Maybe I can’t choose just one highlight, our trip was pretty close to perfect. (I WILL be posting a video of Betty C shaking her thing as soon as I can get a hold of it!) It was wonderful to spend the night before the wedding with both of my sisters; girly looked stunning on her big day! Having not seen my dad in almost a year, it was indescribably wonderful to catch up and he came through and made some of his dee-lish salsa! Yum! Of course, it’s always a joy to see my in-laws too, and I feel so lucky that I can say that (and mean it!), it’s hard enough to find someone you love enough to share your life with and when you love your new family, too, well, that’s pretty great!

I wish I had one of those great photo blogs, at some point I’ll (hopefully) share some pictures of the wedding and those great dance clips.

Unfortunately, our trip ended on a rather sad note.

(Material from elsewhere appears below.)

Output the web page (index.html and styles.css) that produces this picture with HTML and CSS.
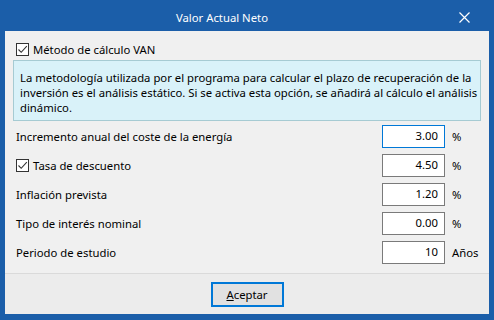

When LT Fromage and I moved to the Little Apple we left my dog, Veda, with my mom. Veda was almost totally blind and deaf even back then and often had a hard time getting back on her feet, we never knew her true age, but we can be sure that at that time she was well over 10. It was so comforting to know she was with someone who loved her as much as I did, but was able to provide what I couldn’t at that time – 24 hour a day, 7 days a week attention and care.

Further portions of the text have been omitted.